A few weeks ago, when the Who's Pete Townshend was publicly humiliated for looking at kiddie porn -- for "research," he says -- TV cameras captured police investigators hauling away Pete's Apple G4 hard drives for forensic analysis. Many of those watching were shocked, not that Townshend got busted, but that he'd be stupid enough to keep the photos on his hard drive.
Plenty of people admit to casually checking out porn online but believe that because they deleted the files immediately afterward there's no trace of them, so they can't be shamed in public, fired from their job or charged by the cops.
But as one of Toronto's top data recovery analysts explains, deleted or not, all that porn is lurking somewhere in your machine.
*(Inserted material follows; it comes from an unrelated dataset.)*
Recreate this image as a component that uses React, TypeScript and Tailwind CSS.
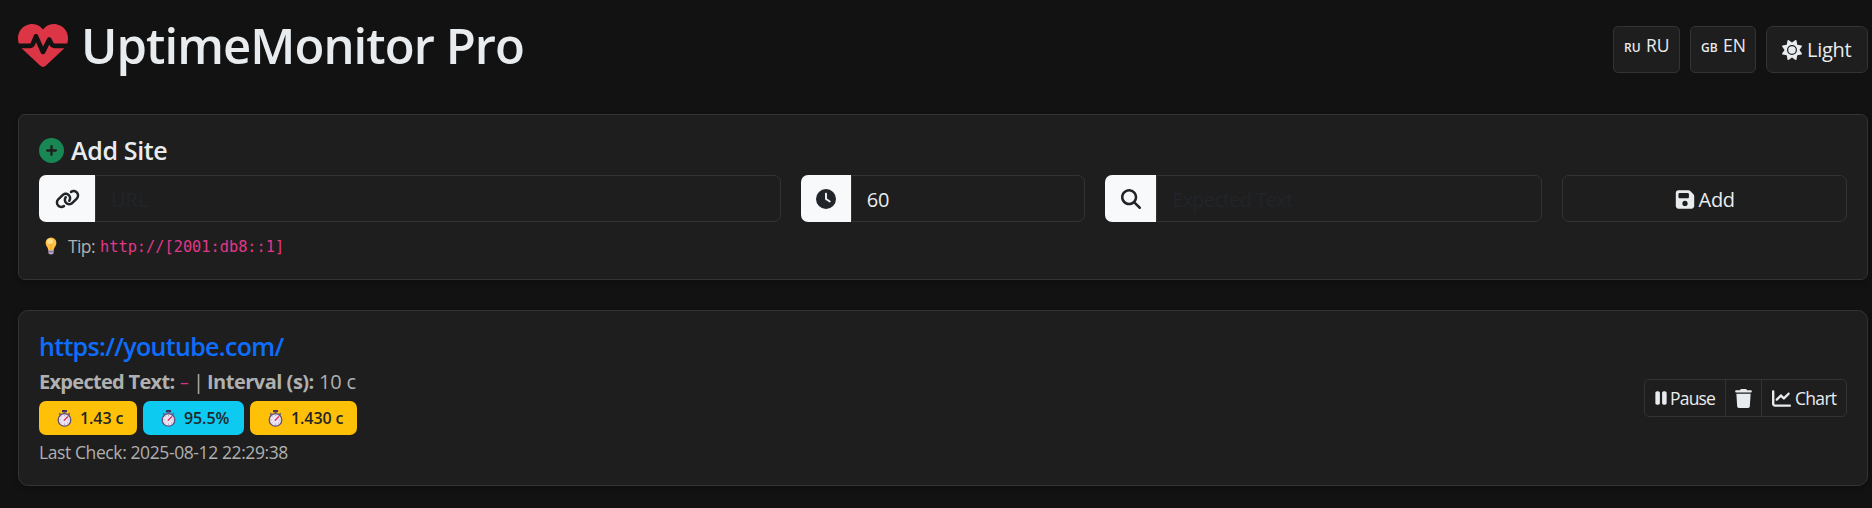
import type { ReactNode } from "react";
import {
  FaChartLine,
  FaCirclePlus,
  FaClock,
  FaFloppyDisk,
  FaHeartPulse,
  FaLink,
  FaMagnifyingGlass,
  FaPause,
  FaSun,
  FaTrash,
} from "react-icons/fa6";

function Bulb() {
  return (
    <svg viewBox="0 0 12 18" className="h-[18px] w-[12px] shrink-0">
      <path d="M6 .5A5.4 5.4 0 0 0 .6 5.9C.6 8.8 2.9 9.9 3.3 13h5.4c.4-3.1 2.7-4.2 2.7-7.100A5.400 5.400 0 0 0 6 .5Z" fill="#ffc13f" />
      <ellipse cx="5" cy="4.500" rx="3" ry="2.800" fill="#ffe08a" />
      <path d="M4.300 7 6 8.500 7.700 7M6 8.500V13" stroke="#f39a2d" strokeWidth=".8" fill="none" />
      <path d="M3.300 13h5.400v2.600c0 1.100-.8 1.900-2.700 1.900s-2.700-.8-2.700-1.900Z" fill="#b9a8c4" />
      <path d="M3.300 14.800h5.400" stroke="#6d5a7d" strokeWidth=".8" />
    </svg>
  );
}

function Stopwatch() {
  return (
    <svg viewBox="0 0 15 17" className="h-[17px] w-[15px] shrink-0">
      <rect x="5" y="0" width="5" height="2.200" rx=".6" fill="#3b2b55" />
      <rect x="6.600" y="1.500" width="1.800" height="2.500" fill="#6d5a86" />
      <path d="m1.600 3.800 1.200-1 1.400 1.300-1.300 1.200ZM13.400 3.800l-1.200-1-1.400 1.300 1.300 1.200Z" fill="#6d5a86" />
      <circle cx="7.500" cy="9.900" r="6.300" fill="#ece3f3" stroke="#5f4f7a" strokeWidth="1.300" />
      <path d="M7.500 5v1.200M7.500 13.600v1.200M2.600 9.900h1.200M11.200 9.900h1.200M4 6.400l.8.8M4 13.400l.8-.8M11 13.400l-.8-.8" stroke="#9a8cab" strokeWidth=".7" />
      <path d="m7.200 10.200 3.500-3.500" stroke="#e0315b" strokeWidth="1.300" strokeLinecap="round" />
    </svg>
  );
}

function LangButton({ flag, label, width }: { flag: string; label: string; width: string }) {
  return (
    <button className={`flex h-[47px] items-start rounded-[5px] border border-[#333] bg-[#1e1e1e] pt-[5px] pl-[10px] text-[17.5px] leading-[26px] ${width}`}>
      <span className="w-[22px] pt-[3px] text-left text-[12px] font-semibold">{flag}</span>
      <span>{label}</span>
    </button>
  );
}

function Field({ icon, addon, span, children }: { icon: ReactNode; addon: string; span: string; children: ReactNode }) {
  return (
    <div className={`flex h-[47px] ${span}`}>
      <span className={`flex shrink-0 items-center justify-center rounded-l-[7px] bg-[#f8f9fa] text-[20px] text-[#212529] ${addon}`}>{icon}</span>
      <div className="flex flex-1 items-center rounded-r-[7px] border border-[#333] pl-[15px] pt-[2px] text-[20px] leading-[30px]">{children}</div>
    </div>
  );
}

function Badge({ color, width, children }: { color: string; width: string; children: ReactNode }) {
  return (
    <span className={`flex h-[34px] items-center rounded-[7px] pl-[18px] text-[16px] font-semibold text-[#212529] ${color} ${width}`}>
      <Stopwatch />
      <span className="ml-[8px] whitespace-nowrap tracking-[-0.100px]">{children}</span>
    </span>
  );
}

export default function App() {
  return (
    <div className="h-[508px] overflow-hidden bg-[#121212] pt-[15px] pr-[4px] pl-[18px] font-['Open_Sans','Noto_Sans',sans-serif] text-[#e9ecef]">
      <header className="flex h-[60px] items-start justify-between">
        <h1 className="flex h-[60px] items-center text-[49px] leading-[60px] font-semibold tracking-[-0.950px]">
          <FaHeartPulse className="mr-[13px] h-[50px] w-[50px] text-[#dc3545]" />
          UptimeMonitor Pro
        </h1>
        <div className="mt-[11px] flex gap-[10px]">
          <LangButton flag="RU" label="RU" width="w-[67px]" />
          <LangButton flag="GB" label="EN" width="w-[66px]" />
          <button className="flex h-[47px] w-[102px] items-center rounded-[7px] border border-[#333] bg-[#1e1e1e] pl-[15px] text-[20px] tracking-[-0.300px]">
            <FaSun className="mr-[5px] h-[20px] w-[20px]" />
            Light
          </button>
        </div>
      </header>

      <section className="mt-[39px] h-[166px] rounded-[7px] border border-[#333] bg-[#1e1e1e] px-[20px] pt-[20px] shadow-[0_3px_6px_rgba(0,0,0,0.2)]">
        <h2 className="mb-[10px] flex h-[30px] items-center text-[25px] leading-[30px] font-semibold tracking-[-0.350px]">
          <FaCirclePlus className="mr-[7px] h-[25px] w-[25px] text-[#198754]" />
          Add Site
        </h2>
        <div className="grid grid-cols-12 gap-[20px]">
          <Field span="col-span-5" addon="w-[56px]" icon={<FaLink className="h-[20px] w-[25px]" />}>
            <span className="text-[#212529]">URL</span>
          </Field>
          <Field span="col-span-2" addon="w-[50px]" icon={<FaClock />}>
            <span>60</span>
          </Field>
          <Field span="col-span-3" addon="w-[51px]" icon={<FaMagnifyingGlass />}>
            <span className="tracking-[-0.800px] text-[#212529]">Expected Text</span>
          </Field>
          <button className="col-span-2 flex h-[47px] items-center justify-center gap-[4px] rounded-[7px] border border-[#333] pt-[2px] text-[20px] tracking-[-0.300px]">
            <FaFloppyDisk className="h-[21px] w-[20px]" />
            Add
          </button>
        </div>
        <p className="mt-[11px] flex h-[26px] items-center pl-[6px] text-[17.500px] leading-[26px] text-[#b0b0b0]">
          <Bulb />
          <span className="ml-[11px] w-[32px] tracking-[-0.600px]">Tip:</span>
          <code className="pt-[1px] font-['DejaVu_Sans_Mono','Liberation_Mono',monospace] text-[15.300px] text-[#e0388b]">http://[2001:db8::1]</code>
        </p>
      </section>

      <section className="mt-[30px] flex h-[176px] items-center justify-between rounded-[10px] border border-[#333] bg-[#1e1e1e] px-[20px] shadow-[0_3px_6px_rgba(0,0,0,0.2)]">
        <div className="flex h-[134px] flex-col whitespace-nowrap text-[#b0b0b0]">
          <a href="#" className="h-[30px] text-[25px] leading-[30px] font-semibold tracking-[-0.680px] text-[#0d6efd]">https://youtube.com/</a>
          <p className="mt-[6px] flex h-[30px] text-[20px] leading-[30px]">
            <b className="w-[141px] tracking-[-0.700px]">Expected Text:</b>
            <code className="w-[15px] font-['Open_Sans','Noto_Sans',sans-serif] text-[17.500px] text-[#d63384]">–</code>
            <span className="w-[12px] -translate-x-[2px]">|</span>
            <b className="w-[112px] tracking-[-0.500px]">Interval (s):</b>
            <span className="tracking-[-0.200px]">10 c</span>
          </p>
          <div className="mt-[4px] flex gap-[6px]">
            <Badge color="bg-[#ffc107]" width="w-[98px]">1.43 c</Badge>
            <Badge color="bg-[#0dcaf0]" width="w-[101px]">95.5%</Badge>
            <Badge color="bg-[#ffc107]" width="w-[107px]">1.430 c</Badge>
          </div>
          <p className="mt-[4px] text-[17.500px] leading-[26px] tracking-[-0.400px]">Last Check: 2025-08-12 22:29:38</p>
        </div>
        <div className="flex h-[38px] items-stretch rounded-[5px] border border-[#333] text-[17.500px] leading-[26px]">
          <button className="flex w-[81px] items-center border-r border-[#333] pl-[9px] tracking-[-0.800px]">
            <FaPause className="mr-[2px] h-[18px] w-[14px]" />
            Pause
          </button>
          <button className="flex w-[36px] items-center justify-center border-r border-[#333]">
            <FaTrash className="h-[19px] w-[17px]" />
          </button>
          <button className="flex w-[84px] items-center pl-[10px] tracking-[-0.700px]">
            <FaChartLine className="mr-[4px] h-[19px] w-[19px]" />
            Chart
          </button>
        </div>
      </section>
    </div>
  );
}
"People seem to believe that "delete' means "erase forever.' They have no idea how wrong they are," offers Gordon Bulger of Data Recovery Services. "Whenever anything is deleted, it's just deleted from the file allocation table, which is really your hard drive's table of contents. That space on your hard drive becomes available for use again, but if you don't use it, the information stays there. To remove the files completely would take a hell of a long time. You'd have to fill in all the space on your hard drive with zeroes. That takes ages.
"Even if you format the drive and remove the list of where the files are, they can still be recovered. When we go in, we see files that are broken up all over the place, but we can go through all the little ones and zeroes and say, "That's the beginning of the file, that's the end of the file and that's the file's name.' Suddenly, your deleted information is back again.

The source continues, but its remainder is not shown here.